- [What you should do] Leave out the pictures and transcribe the rest of the records exactly.

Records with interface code
============

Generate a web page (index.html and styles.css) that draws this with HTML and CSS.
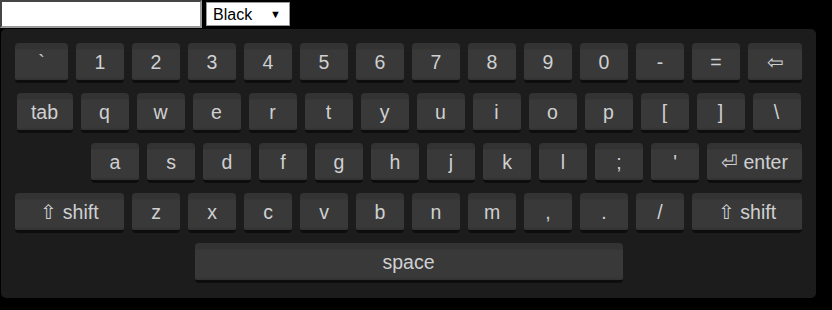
FILE: index.html
```html
<!DOCTYPE html>
<html>
<head>
  <title>Keyboard</title>
  <link rel="stylesheet" href="styles.css">
</head>
<body>
  <div class="toolbar">
    <input type="text" class="text-input">
    <span class="select-wrap">
      <select class="theme-select">
        <option>Black</option>
        <option>White</option>
      </select>
    </span>
  </div>

  <div class="keyboard">
    <div class="row">
      <div class="key wide-53">`</div>
      <div class="key">1</div>
      <div class="key">2</div>
      <div class="key">3</div>
      <div class="key">4</div>
      <div class="key">5</div>
      <div class="key">6</div>
      <div class="key">7</div>
      <div class="key">8</div>
      <div class="key">9</div>
      <div class="key">0</div>
      <div class="key">-</div>
      <div class="key">=</div>
      <div class="key wide-54">&#8678;</div>
    </div>
    <div class="row">
      <div class="key wide-56">tab</div>
      <div class="key">q</div>
      <div class="key">w</div>
      <div class="key">e</div>
      <div class="key">r</div>
      <div class="key">t</div>
      <div class="key">y</div>
      <div class="key">u</div>
      <div class="key">i</div>
      <div class="key">o</div>
      <div class="key">p</div>
      <div class="key">[</div>
      <div class="key">]</div>
      <div class="key">\</div>
    </div>
    <div class="row row-home">
      <div class="key">a</div>
      <div class="key">s</div>
      <div class="key">d</div>
      <div class="key">f</div>
      <div class="key">g</div>
      <div class="key">h</div>
      <div class="key">j</div>
      <div class="key">k</div>
      <div class="key">l</div>
      <div class="key">;</div>
      <div class="key">'</div>
      <div class="key wide-95">&#9166; enter</div>
    </div>
    <div class="row">
      <div class="key wide-109">&#8679; shift</div>
      <div class="key">z</div>
      <div class="key">x</div>
      <div class="key">c</div>
      <div class="key">v</div>
      <div class="key">b</div>
      <div class="key">n</div>
      <div class="key">m</div>
      <div class="key">,</div>
      <div class="key">.</div>
      <div class="key">/</div>
      <div class="key wide-110">&#8679; shift</div>
    </div>
    <div class="row">
      <div class="key space">space</div>
    </div>
  </div>
</body>
</html>
```

FILE: styles.css
```css
body {
  margin: 0;
  padding: 0;
  background: #000;
  font-family: "Liberation Sans", Arial, sans-serif;
}

.toolbar {
  display: flex;
  align-items: center;
  gap: 4px;
  height: 29px;
}

.text-input {
  box-sizing: border-box;
  width: 202px;
  height: 28px;
  margin: 0;
  border: 2px inset #999;
  background: #fff;
  font-size: 16px;
  align-self: flex-start;
}

/* custom arrow for the theme picker */
.select-wrap {
  position: relative;
  display: inline-block;
  margin-top: -1px;
}

.select-wrap::after {
  content: "\25BC";
  position: absolute;
  right: 9px;
  top: 6px;
  font-size: 11px;
  color: #000;
  pointer-events: none;
}

.theme-select {
  box-sizing: border-box;
  display: block;
  width: 84px;
  height: 24px;
  margin: 0;
  padding: 0 6px;
  border: 1px solid #999;
  border-radius: 0;
  background: #fff;
  color: #000;
  font-family: "Liberation Sans", Arial, sans-serif;
  font-size: 16px;
  -webkit-appearance: none;
  appearance: none;
}

.keyboard {
  box-sizing: border-box;
  width: 815px;
  height: 269px;
  margin-left: 1px;
  padding-top: 14px;
  background: #1c1c1c;
  border-radius: 5px;
  display: flex;
  flex-direction: column;
  gap: 10px;
}

.row {
  display: flex;
  justify-content: center;
  gap: 8px;
}

.row-home {
  padding-left: 76px;
}

.key {
  box-sizing: border-box;
  width: 48px;
  height: 40px;
  border-radius: 4px;
  background: linear-gradient(#333 0, #333 6px, #393939 7px, #393939 34px, #333 36px);
  border-bottom: 3px solid #0d0d0d;
  color: #cfd0d2;
  font-size: 19.5px;
  display: flex;
  align-items: center;
  justify-content: center;
  padding-top: 2px;
}

.wide-53 { width: 53px; }
.wide-54 { width: 54px; }
.wide-56 { width: 56px; }
.wide-95 { width: 95px; }
.wide-109 { width: 109px; }
.wide-110 { width: 110px; }

.space {
  width: 428px;
}
```
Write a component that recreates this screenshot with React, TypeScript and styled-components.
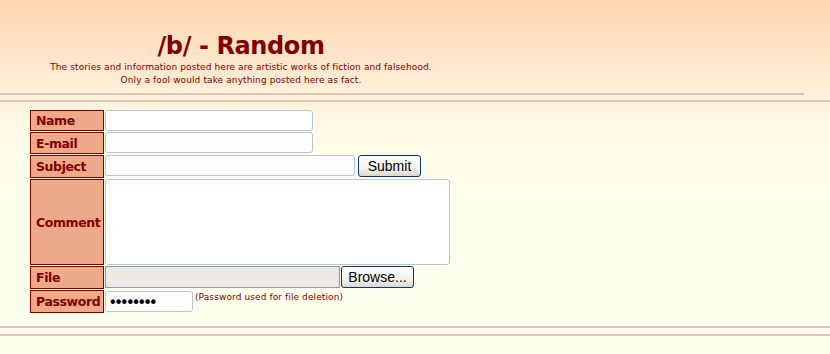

============

- [Output]
Generate a web page (index.html and styles.css) that draws this with HTML and CSS.
FILE: index.html
```html
<!DOCTYPE html>
<html>
<head>
  <title>Keyboard</title>
  <link rel="stylesheet" href="styles.css">
</head>
<body>
  <div class="toolbar">
    <input type="text" class="text-input">
    <span class="select-wrap">
      <select class="theme-select">
        <option>Black</option>
        <option>White</option>
      </select>
    </span>
  </div>

  <div class="keyboard">
    <div class="row">
      <div class="key wide-53">`</div>
      <div class="key">1</div>
      <div class="key">2</div>
      <div class="key">3</div>
      <div class="key">4</div>
      <div class="key">5</div>
      <div class="key">6</div>
      <div class="key">7</div>
      <div class="key">8</div>
      <div class="key">9</div>
      <div class="key">0</div>
      <div class="key">-</div>
      <div class="key">=</div>
      <div class="key wide-54">&#8678;</div>
    </div>
    <div class="row">
      <div class="key wide-56">tab</div>
      <div class="key">q</div>
      <div class="key">w</div>
      <div class="key">e</div>
      <div class="key">r</div>
      <div class="key">t</div>
      <div class="key">y</div>
      <div class="key">u</div>
      <div class="key">i</div>
      <div class="key">o</div>
      <div class="key">p</div>
      <div class="key">[</div>
      <div class="key">]</div>
      <div class="key">\</div>
    </div>
    <div class="row row-home">
      <div class="key">a</div>
      <div class="key">s</div>
      <div class="key">d</div>
      <div class="key">f</div>
      <div class="key">g</div>
      <div class="key">h</div>
      <div class="key">j</div>
      <div class="key">k</div>
      <div class="key">l</div>
      <div class="key">;</div>
      <div class="key">'</div>
      <div class="key wide-95">&#9166; enter</div>
    </div>
    <div class="row">
      <div class="key wide-109">&#8679; shift</div>
      <div class="key">z</div>
      <div class="key">x</div>
      <div class="key">c</div>
      <div class="key">v</div>
      <div class="key">b</div>
      <div class="key">n</div>
      <div class="key">m</div>
      <div class="key">,</div>
      <div class="key">.</div>
      <div class="key">/</div>
      <div class="key wide-110">&#8679; shift</div>
    </div>
    <div class="row">
      <div class="key space">space</div>
    </div>
  </div>
</body>
</html>
```

FILE: styles.css
```css
body {
  margin: 0;
  padding: 0;
  background: #000;
  font-family: "Liberation Sans", Arial, sans-serif;
}

.toolbar {
  display: flex;
  align-items: center;
  gap: 4px;
  height: 29px;
}

.text-input {
  box-sizing: border-box;
  width: 202px;
  height: 28px;
  margin: 0;
  border: 2px inset #999;
  background: #fff;
  font-size: 16px;
  align-self: flex-start;
}

/* custom arrow for the theme picker */
.select-wrap {
  position: relative;
  display: inline-block;
  margin-top: -1px;
}

.select-wrap::after {
  content: "\25BC";
  position: absolute;
  right: 9px;
  top: 6px;
  font-size: 11px;
  color: #000;
  pointer-events: none;
}

.theme-select {
  box-sizing: border-box;
  display: block;
  width: 84px;
  height: 24px;
  margin: 0;
  padding: 0 6px;
  border: 1px solid #999;
  border-radius: 0;
  background: #fff;
  color: #000;
  font-family: "Liberation Sans", Arial, sans-serif;
  font-size: 16px;
  -webkit-appearance: none;
  appearance: none;
}

.keyboard {
  box-sizing: border-box;
  width: 815px;
  height: 269px;
  margin-left: 1px;
  padding-top: 14px;
  background: #1c1c1c;
  border-radius: 5px;
  display: flex;
  flex-direction: column;
  gap: 10px;
}

.row {
  display: flex;
  justify-content: center;
  gap: 8px;
}

.row-home {
  padding-left: 76px;
}

.key {
  box-sizing: border-box;
  width: 48px;
  height: 40px;
  border-radius: 4px;
  background: linear-gradient(#333 0, #333 6px, #393939 7px, #393939 34px, #333 36px);
  border-bottom: 3px solid #0d0d0d;
  color: #cfd0d2;
  font-size: 19.5px;
  display: flex;
  align-items: center;
  justify-content: center;
  padding-top: 2px;
}

.wide-53 { width: 53px; }
.wide-54 { width: 54px; }
.wide-56 { width: 56px; }
.wide-95 { width: 95px; }
.wide-109 { width: 109px; }
.wide-110 { width: 110px; }

.space {
  width: 428px;
}
```
Write a component that recreates this screenshot with React, TypeScript and styled-components.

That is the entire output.